**Records from a data collection:**

-- BEGIN --

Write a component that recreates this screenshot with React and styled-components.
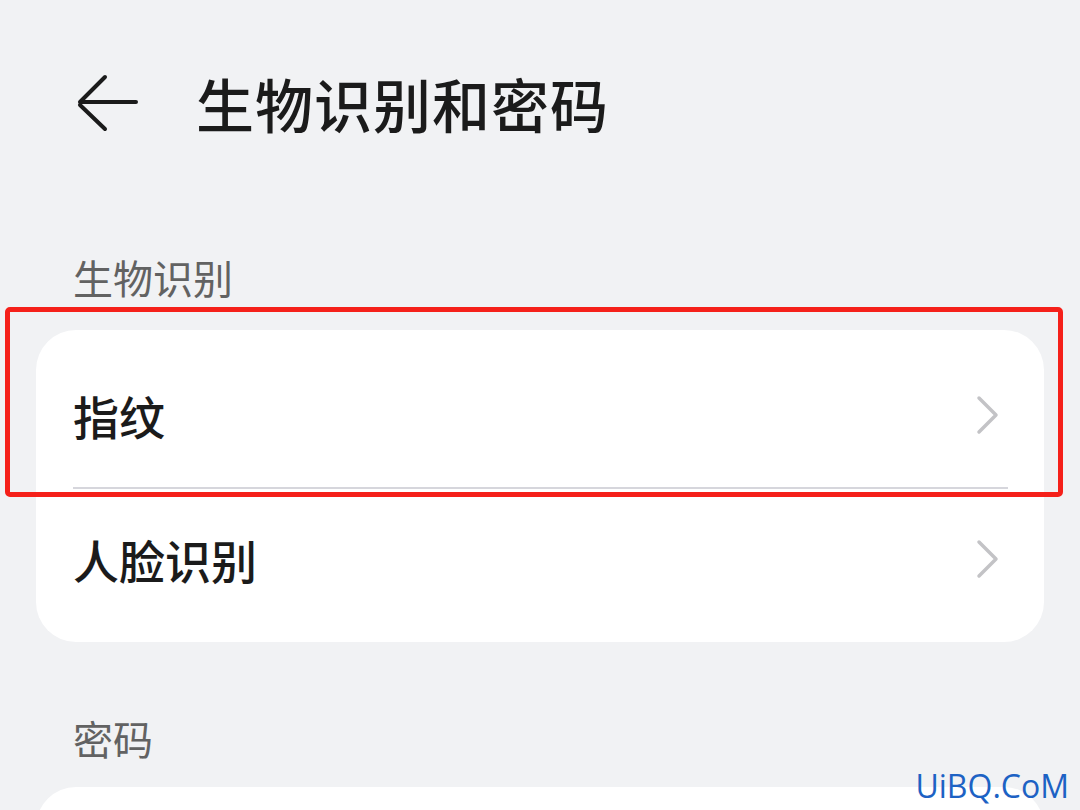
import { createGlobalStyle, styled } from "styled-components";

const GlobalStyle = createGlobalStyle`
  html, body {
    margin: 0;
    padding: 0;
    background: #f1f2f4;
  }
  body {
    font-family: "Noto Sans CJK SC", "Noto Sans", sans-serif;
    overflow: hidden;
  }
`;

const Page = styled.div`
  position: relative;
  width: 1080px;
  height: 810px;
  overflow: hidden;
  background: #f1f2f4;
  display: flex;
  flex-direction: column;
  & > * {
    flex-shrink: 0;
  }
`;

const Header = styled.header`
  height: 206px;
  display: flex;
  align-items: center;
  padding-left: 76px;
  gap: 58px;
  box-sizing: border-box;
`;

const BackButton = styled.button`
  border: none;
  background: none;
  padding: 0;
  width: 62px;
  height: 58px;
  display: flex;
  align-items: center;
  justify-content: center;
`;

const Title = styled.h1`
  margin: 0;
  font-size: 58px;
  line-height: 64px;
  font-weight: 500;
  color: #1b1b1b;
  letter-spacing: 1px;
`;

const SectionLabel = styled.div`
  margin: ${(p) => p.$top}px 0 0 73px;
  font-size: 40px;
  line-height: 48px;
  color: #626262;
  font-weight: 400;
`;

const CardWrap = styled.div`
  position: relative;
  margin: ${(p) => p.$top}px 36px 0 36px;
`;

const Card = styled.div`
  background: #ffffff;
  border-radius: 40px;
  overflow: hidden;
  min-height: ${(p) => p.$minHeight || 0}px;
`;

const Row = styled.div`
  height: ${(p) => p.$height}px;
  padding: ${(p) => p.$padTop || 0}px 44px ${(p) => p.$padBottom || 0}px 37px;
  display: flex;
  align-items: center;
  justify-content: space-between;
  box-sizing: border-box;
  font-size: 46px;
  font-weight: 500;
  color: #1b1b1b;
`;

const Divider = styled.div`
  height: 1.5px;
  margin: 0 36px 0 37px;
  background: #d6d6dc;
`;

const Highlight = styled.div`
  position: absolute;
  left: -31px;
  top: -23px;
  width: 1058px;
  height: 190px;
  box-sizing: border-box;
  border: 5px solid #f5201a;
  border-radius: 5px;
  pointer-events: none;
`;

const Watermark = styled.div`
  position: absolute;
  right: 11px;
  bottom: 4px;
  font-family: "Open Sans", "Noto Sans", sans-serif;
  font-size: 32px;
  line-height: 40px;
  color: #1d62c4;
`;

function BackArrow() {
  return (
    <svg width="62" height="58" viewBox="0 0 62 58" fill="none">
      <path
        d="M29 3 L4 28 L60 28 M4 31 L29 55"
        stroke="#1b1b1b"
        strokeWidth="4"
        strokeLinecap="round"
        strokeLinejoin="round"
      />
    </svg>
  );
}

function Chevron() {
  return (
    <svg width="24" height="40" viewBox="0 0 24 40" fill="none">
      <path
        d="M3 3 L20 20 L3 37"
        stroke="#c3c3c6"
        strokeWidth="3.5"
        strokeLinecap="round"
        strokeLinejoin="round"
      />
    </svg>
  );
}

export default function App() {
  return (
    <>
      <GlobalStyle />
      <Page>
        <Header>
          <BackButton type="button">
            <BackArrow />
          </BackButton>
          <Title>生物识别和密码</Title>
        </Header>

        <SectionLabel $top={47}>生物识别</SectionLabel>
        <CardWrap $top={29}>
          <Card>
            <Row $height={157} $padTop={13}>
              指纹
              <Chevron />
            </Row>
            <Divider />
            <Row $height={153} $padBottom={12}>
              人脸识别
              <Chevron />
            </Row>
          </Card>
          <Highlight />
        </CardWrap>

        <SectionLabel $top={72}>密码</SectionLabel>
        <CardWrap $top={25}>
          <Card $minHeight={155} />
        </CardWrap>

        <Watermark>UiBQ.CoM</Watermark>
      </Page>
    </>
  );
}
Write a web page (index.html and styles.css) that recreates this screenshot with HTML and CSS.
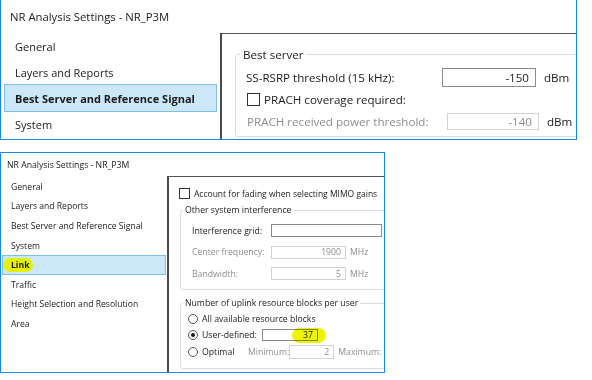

-- END --

**Aim:**
Quote the data above in full, leaving out the pictures it holds.

**Expected answer:**
Write a component that recreates this screenshot with React and styled-components.
import { createGlobalStyle, styled } from "styled-components";

const GlobalStyle = createGlobalStyle`
  html, body {
    margin: 0;
    padding: 0;
    background: #f1f2f4;
  }
  body {
    font-family: "Noto Sans CJK SC", "Noto Sans", sans-serif;
    overflow: hidden;
  }
`;

const Page = styled.div`
  position: relative;
  width: 1080px;
  height: 810px;
  overflow: hidden;
  background: #f1f2f4;
  display: flex;
  flex-direction: column;
  & > * {
    flex-shrink: 0;
  }
`;

const Header = styled.header`
  height: 206px;
  display: flex;
  align-items: center;
  padding-left: 76px;
  gap: 58px;
  box-sizing: border-box;
`;

const BackButton = styled.button`
  border: none;
  background: none;
  padding: 0;
  width: 62px;
  height: 58px;
  display: flex;
  align-items: center;
  justify-content: center;
`;

const Title = styled.h1`
  margin: 0;
  font-size: 58px;
  line-height: 64px;
  font-weight: 500;
  color: #1b1b1b;
  letter-spacing: 1px;
`;

const SectionLabel = styled.div`
  margin: ${(p) => p.$top}px 0 0 73px;
  font-size: 40px;
  line-height: 48px;
  color: #626262;
  font-weight: 400;
`;

const CardWrap = styled.div`
  position: relative;
  margin: ${(p) => p.$top}px 36px 0 36px;
`;

const Card = styled.div`
  background: #ffffff;
  border-radius: 40px;
  overflow: hidden;
  min-height: ${(p) => p.$minHeight || 0}px;
`;

const Row = styled.div`
  height: ${(p) => p.$height}px;
  padding: ${(p) => p.$padTop || 0}px 44px ${(p) => p.$padBottom || 0}px 37px;
  display: flex;
  align-items: center;
  justify-content: space-between;
  box-sizing: border-box;
  font-size: 46px;
  font-weight: 500;
  color: #1b1b1b;
`;

const Divider = styled.div`
  height: 1.5px;
  margin: 0 36px 0 37px;
  background: #d6d6dc;
`;

const Highlight = styled.div`
  position: absolute;
  left: -31px;
  top: -23px;
  width: 1058px;
  height: 190px;
  box-sizing: border-box;
  border: 5px solid #f5201a;
  border-radius: 5px;
  pointer-events: none;
`;

const Watermark = styled.div`
  position: absolute;
  right: 11px;
  bottom: 4px;
  font-family: "Open Sans", "Noto Sans", sans-serif;
  font-size: 32px;
  line-height: 40px;
  color: #1d62c4;
`;

function BackArrow() {
  return (
    <svg width="62" height="58" viewBox="0 0 62 58" fill="none">
      <path
        d="M29 3 L4 28 L60 28 M4 31 L29 55"
        stroke="#1b1b1b"
        strokeWidth="4"
        strokeLinecap="round"
        strokeLinejoin="round"
      />
    </svg>
  );
}

function Chevron() {
  return (
    <svg width="24" height="40" viewBox="0 0 24 40" fill="none">
      <path
        d="M3 3 L20 20 L3 37"
        stroke="#c3c3c6"
        strokeWidth="3.5"
        strokeLinecap="round"
        strokeLinejoin="round"
      />
    </svg>
  );
}

export default function App() {
  return (
    <>
      <GlobalStyle />
      <Page>
        <Header>
          <BackButton type="button">
            <BackArrow />
          </BackButton>
          <Title>生物识别和密码</Title>
        </Header>

        <SectionLabel $top={47}>生物识别</SectionLabel>
        <CardWrap $top={29}>
          <Card>
            <Row $height={157} $padTop={13}>
              指纹
              <Chevron />
            </Row>
            <Divider />
            <Row $height={153} $padBottom={12}>
              人脸识别
              <Chevron />
            </Row>
          </Card>
          <Highlight />
        </CardWrap>

        <SectionLabel $top={72}>密码</SectionLabel>
        <CardWrap $top={25}>
          <Card $minHeight={155} />
        </CardWrap>

        <Watermark>UiBQ.CoM</Watermark>
      </Page>
    </>
  );
}
Write a web page (index.html and styles.css) that recreates this screenshot with HTML and CSS.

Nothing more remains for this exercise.